**Exercise input:**
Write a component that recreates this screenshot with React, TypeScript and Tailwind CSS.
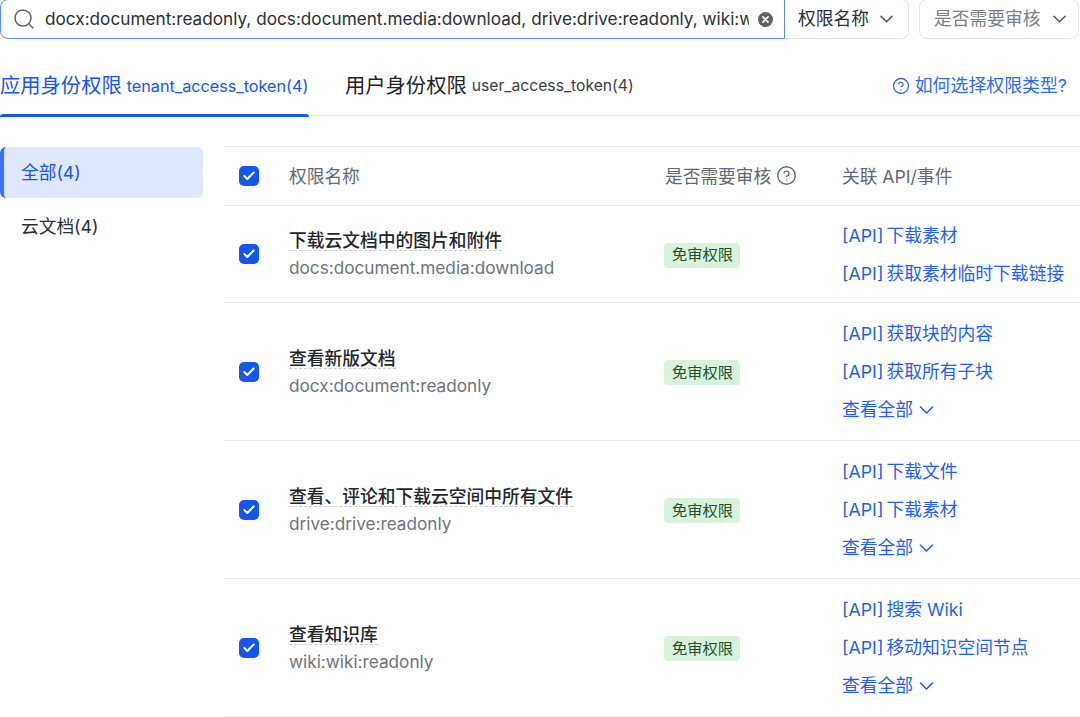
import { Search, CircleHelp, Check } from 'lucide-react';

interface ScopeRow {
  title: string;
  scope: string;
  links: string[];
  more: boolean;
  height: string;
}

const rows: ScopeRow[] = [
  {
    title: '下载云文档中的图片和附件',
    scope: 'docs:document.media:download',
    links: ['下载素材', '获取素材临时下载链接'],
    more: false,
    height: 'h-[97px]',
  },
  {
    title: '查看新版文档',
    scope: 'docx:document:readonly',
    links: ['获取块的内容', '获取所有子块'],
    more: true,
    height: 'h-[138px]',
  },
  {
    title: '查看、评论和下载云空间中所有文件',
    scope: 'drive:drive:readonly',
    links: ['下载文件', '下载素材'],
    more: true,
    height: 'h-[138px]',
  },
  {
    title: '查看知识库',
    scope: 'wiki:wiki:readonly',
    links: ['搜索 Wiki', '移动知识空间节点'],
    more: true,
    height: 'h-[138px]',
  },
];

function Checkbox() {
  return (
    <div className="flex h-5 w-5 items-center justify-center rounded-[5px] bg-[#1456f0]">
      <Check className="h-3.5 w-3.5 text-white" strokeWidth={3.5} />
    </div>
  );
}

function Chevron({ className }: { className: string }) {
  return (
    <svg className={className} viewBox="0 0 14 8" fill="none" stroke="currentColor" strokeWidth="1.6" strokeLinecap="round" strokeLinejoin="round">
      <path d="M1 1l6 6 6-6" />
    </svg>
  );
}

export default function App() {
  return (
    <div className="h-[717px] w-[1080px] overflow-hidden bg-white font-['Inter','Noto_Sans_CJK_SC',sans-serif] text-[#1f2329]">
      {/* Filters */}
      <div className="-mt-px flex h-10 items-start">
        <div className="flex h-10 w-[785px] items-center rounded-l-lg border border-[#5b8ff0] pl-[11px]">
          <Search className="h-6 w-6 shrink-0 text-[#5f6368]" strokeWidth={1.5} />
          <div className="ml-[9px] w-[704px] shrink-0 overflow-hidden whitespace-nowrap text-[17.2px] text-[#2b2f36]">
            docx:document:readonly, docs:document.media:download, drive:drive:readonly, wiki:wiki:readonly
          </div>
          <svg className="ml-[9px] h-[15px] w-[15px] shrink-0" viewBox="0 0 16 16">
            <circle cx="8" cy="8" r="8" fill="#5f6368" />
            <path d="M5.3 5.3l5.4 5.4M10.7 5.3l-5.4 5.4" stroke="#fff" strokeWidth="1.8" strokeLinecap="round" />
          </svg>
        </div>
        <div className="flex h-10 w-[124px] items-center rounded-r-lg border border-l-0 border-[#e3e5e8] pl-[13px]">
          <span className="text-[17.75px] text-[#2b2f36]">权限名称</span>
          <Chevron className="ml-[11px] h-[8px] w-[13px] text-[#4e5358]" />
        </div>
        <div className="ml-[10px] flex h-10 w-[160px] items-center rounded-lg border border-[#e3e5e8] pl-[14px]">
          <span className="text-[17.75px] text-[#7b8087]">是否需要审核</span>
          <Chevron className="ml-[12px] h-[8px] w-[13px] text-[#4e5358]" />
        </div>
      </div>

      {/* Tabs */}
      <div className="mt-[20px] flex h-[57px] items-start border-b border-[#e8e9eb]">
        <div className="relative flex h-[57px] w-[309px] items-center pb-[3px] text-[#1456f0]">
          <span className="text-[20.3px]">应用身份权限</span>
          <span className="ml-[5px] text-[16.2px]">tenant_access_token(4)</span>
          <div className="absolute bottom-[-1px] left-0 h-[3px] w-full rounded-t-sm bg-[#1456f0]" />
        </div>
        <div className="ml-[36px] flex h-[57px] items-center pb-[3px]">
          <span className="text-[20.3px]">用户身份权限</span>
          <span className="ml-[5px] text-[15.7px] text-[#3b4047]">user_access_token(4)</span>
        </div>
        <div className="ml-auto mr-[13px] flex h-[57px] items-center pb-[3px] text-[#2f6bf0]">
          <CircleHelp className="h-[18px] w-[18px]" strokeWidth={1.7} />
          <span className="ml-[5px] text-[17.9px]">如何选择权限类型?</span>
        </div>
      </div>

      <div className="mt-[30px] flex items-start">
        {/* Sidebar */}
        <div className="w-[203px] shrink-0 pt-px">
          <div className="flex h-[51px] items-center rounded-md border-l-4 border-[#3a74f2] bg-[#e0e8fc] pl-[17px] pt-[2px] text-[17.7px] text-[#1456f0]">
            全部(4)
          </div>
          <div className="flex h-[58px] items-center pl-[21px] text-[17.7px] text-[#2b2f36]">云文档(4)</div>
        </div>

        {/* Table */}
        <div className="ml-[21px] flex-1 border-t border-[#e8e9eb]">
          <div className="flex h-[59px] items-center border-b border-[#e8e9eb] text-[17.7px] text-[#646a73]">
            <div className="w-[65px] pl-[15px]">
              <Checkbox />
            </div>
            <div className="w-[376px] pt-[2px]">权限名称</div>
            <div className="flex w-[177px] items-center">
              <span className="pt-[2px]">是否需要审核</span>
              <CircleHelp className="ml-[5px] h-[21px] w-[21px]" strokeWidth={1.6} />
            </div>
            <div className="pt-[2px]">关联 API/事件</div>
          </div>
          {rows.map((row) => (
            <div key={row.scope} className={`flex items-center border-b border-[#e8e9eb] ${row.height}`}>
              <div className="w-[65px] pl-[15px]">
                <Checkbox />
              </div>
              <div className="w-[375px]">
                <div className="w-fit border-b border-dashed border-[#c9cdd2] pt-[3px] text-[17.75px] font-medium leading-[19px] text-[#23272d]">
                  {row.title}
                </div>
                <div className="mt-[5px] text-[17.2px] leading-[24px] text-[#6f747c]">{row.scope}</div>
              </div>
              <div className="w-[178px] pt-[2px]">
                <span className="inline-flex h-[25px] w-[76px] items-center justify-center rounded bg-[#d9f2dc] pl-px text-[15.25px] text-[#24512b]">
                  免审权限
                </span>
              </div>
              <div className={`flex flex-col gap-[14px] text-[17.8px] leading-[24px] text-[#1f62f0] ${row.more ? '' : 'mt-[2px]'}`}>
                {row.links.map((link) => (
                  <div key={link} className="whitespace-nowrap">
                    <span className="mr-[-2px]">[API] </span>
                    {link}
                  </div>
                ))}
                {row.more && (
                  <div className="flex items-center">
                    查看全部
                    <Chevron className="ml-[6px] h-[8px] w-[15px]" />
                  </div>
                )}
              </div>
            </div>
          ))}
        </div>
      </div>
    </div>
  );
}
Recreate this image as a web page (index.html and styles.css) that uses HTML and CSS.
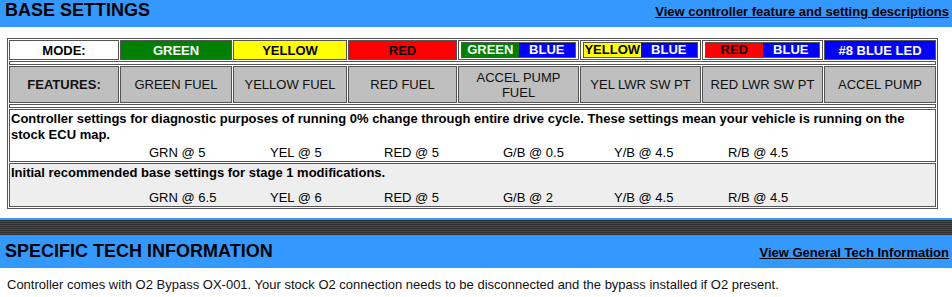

**Request:** Copy out all the data exactly; skip the pictures.

**Finished exercise:**
Write a component that recreates this screenshot with React, TypeScript and Tailwind CSS.
import { Search, CircleHelp, Check } from 'lucide-react';

interface ScopeRow {
  title: string;
  scope: string;
  links: string[];
  more: boolean;
  height: string;
}

const rows: ScopeRow[] = [
  {
    title: '下载云文档中的图片和附件',
    scope: 'docs:document.media:download',
    links: ['下载素材', '获取素材临时下载链接'],
    more: false,
    height: 'h-[97px]',
  },
  {
    title: '查看新版文档',
    scope: 'docx:document:readonly',
    links: ['获取块的内容', '获取所有子块'],
    more: true,
    height: 'h-[138px]',
  },
  {
    title: '查看、评论和下载云空间中所有文件',
    scope: 'drive:drive:readonly',
    links: ['下载文件', '下载素材'],
    more: true,
    height: 'h-[138px]',
  },
  {
    title: '查看知识库',
    scope: 'wiki:wiki:readonly',
    links: ['搜索 Wiki', '移动知识空间节点'],
    more: true,
    height: 'h-[138px]',
  },
];

function Checkbox() {
  return (
    <div className="flex h-5 w-5 items-center justify-center rounded-[5px] bg-[#1456f0]">
      <Check className="h-3.5 w-3.5 text-white" strokeWidth={3.5} />
    </div>
  );
}

function Chevron({ className }: { className: string }) {
  return (
    <svg className={className} viewBox="0 0 14 8" fill="none" stroke="currentColor" strokeWidth="1.6" strokeLinecap="round" strokeLinejoin="round">
      <path d="M1 1l6 6 6-6" />
    </svg>
  );
}

export default function App() {
  return (
    <div className="h-[717px] w-[1080px] overflow-hidden bg-white font-['Inter','Noto_Sans_CJK_SC',sans-serif] text-[#1f2329]">
      {/* Filters */}
      <div className="-mt-px flex h-10 items-start">
        <div className="flex h-10 w-[785px] items-center rounded-l-lg border border-[#5b8ff0] pl-[11px]">
          <Search className="h-6 w-6 shrink-0 text-[#5f6368]" strokeWidth={1.5} />
          <div className="ml-[9px] w-[704px] shrink-0 overflow-hidden whitespace-nowrap text-[17.2px] text-[#2b2f36]">
            docx:document:readonly, docs:document.media:download, drive:drive:readonly, wiki:wiki:readonly
          </div>
          <svg className="ml-[9px] h-[15px] w-[15px] shrink-0" viewBox="0 0 16 16">
            <circle cx="8" cy="8" r="8" fill="#5f6368" />
            <path d="M5.3 5.3l5.4 5.4M10.7 5.3l-5.4 5.4" stroke="#fff" strokeWidth="1.8" strokeLinecap="round" />
          </svg>
        </div>
        <div className="flex h-10 w-[124px] items-center rounded-r-lg border border-l-0 border-[#e3e5e8] pl-[13px]">
          <span className="text-[17.75px] text-[#2b2f36]">权限名称</span>
          <Chevron className="ml-[11px] h-[8px] w-[13px] text-[#4e5358]" />
        </div>
        <div className="ml-[10px] flex h-10 w-[160px] items-center rounded-lg border border-[#e3e5e8] pl-[14px]">
          <span className="text-[17.75px] text-[#7b8087]">是否需要审核</span>
          <Chevron className="ml-[12px] h-[8px] w-[13px] text-[#4e5358]" />
        </div>
      </div>

      {/* Tabs */}
      <div className="mt-[20px] flex h-[57px] items-start border-b border-[#e8e9eb]">
        <div className="relative flex h-[57px] w-[309px] items-center pb-[3px] text-[#1456f0]">
          <span className="text-[20.3px]">应用身份权限</span>
          <span className="ml-[5px] text-[16.2px]">tenant_access_token(4)</span>
          <div className="absolute bottom-[-1px] left-0 h-[3px] w-full rounded-t-sm bg-[#1456f0]" />
        </div>
        <div className="ml-[36px] flex h-[57px] items-center pb-[3px]">
          <span className="text-[20.3px]">用户身份权限</span>
          <span className="ml-[5px] text-[15.7px] text-[#3b4047]">user_access_token(4)</span>
        </div>
        <div className="ml-auto mr-[13px] flex h-[57px] items-center pb-[3px] text-[#2f6bf0]">
          <CircleHelp className="h-[18px] w-[18px]" strokeWidth={1.7} />
          <span className="ml-[5px] text-[17.9px]">如何选择权限类型?</span>
        </div>
      </div>

      <div className="mt-[30px] flex items-start">
        {/* Sidebar */}
        <div className="w-[203px] shrink-0 pt-px">
          <div className="flex h-[51px] items-center rounded-md border-l-4 border-[#3a74f2] bg-[#e0e8fc] pl-[17px] pt-[2px] text-[17.7px] text-[#1456f0]">
            全部(4)
          </div>
          <div className="flex h-[58px] items-center pl-[21px] text-[17.7px] text-[#2b2f36]">云文档(4)</div>
        </div>

        {/* Table */}
        <div className="ml-[21px] flex-1 border-t border-[#e8e9eb]">
          <div className="flex h-[59px] items-center border-b border-[#e8e9eb] text-[17.7px] text-[#646a73]">
            <div className="w-[65px] pl-[15px]">
              <Checkbox />
            </div>
            <div className="w-[376px] pt-[2px]">权限名称</div>
            <div className="flex w-[177px] items-center">
              <span className="pt-[2px]">是否需要审核</span>
              <CircleHelp className="ml-[5px] h-[21px] w-[21px]" strokeWidth={1.6} />
            </div>
            <div className="pt-[2px]">关联 API/事件</div>
          </div>
          {rows.map((row) => (
            <div key={row.scope} className={`flex items-center border-b border-[#e8e9eb] ${row.height}`}>
              <div className="w-[65px] pl-[15px]">
                <Checkbox />
              </div>
              <div className="w-[375px]">
                <div className="w-fit border-b border-dashed border-[#c9cdd2] pt-[3px] text-[17.75px] font-medium leading-[19px] text-[#23272d]">
                  {row.title}
                </div>
                <div className="mt-[5px] text-[17.2px] leading-[24px] text-[#6f747c]">{row.scope}</div>
              </div>
              <div className="w-[178px] pt-[2px]">
                <span className="inline-flex h-[25px] w-[76px] items-center justify-center rounded bg-[#d9f2dc] pl-px text-[15.25px] text-[#24512b]">
                  免审权限
                </span>
              </div>
              <div className={`flex flex-col gap-[14px] text-[17.8px] leading-[24px] text-[#1f62f0] ${row.more ? '' : 'mt-[2px]'}`}>
                {row.links.map((link) => (
                  <div key={link} className="whitespace-nowrap">
                    <span className="mr-[-2px]">[API] </span>
                    {link}
                  </div>
                ))}
                {row.more && (
                  <div className="flex items-center">
                    查看全部
                    <Chevron className="ml-[6px] h-[8px] w-[15px]" />
                  </div>
                )}
              </div>
            </div>
          ))}
        </div>
      </div>
    </div>
  );
}
Recreate this image as a web page (index.html and styles.css) that uses HTML and CSS.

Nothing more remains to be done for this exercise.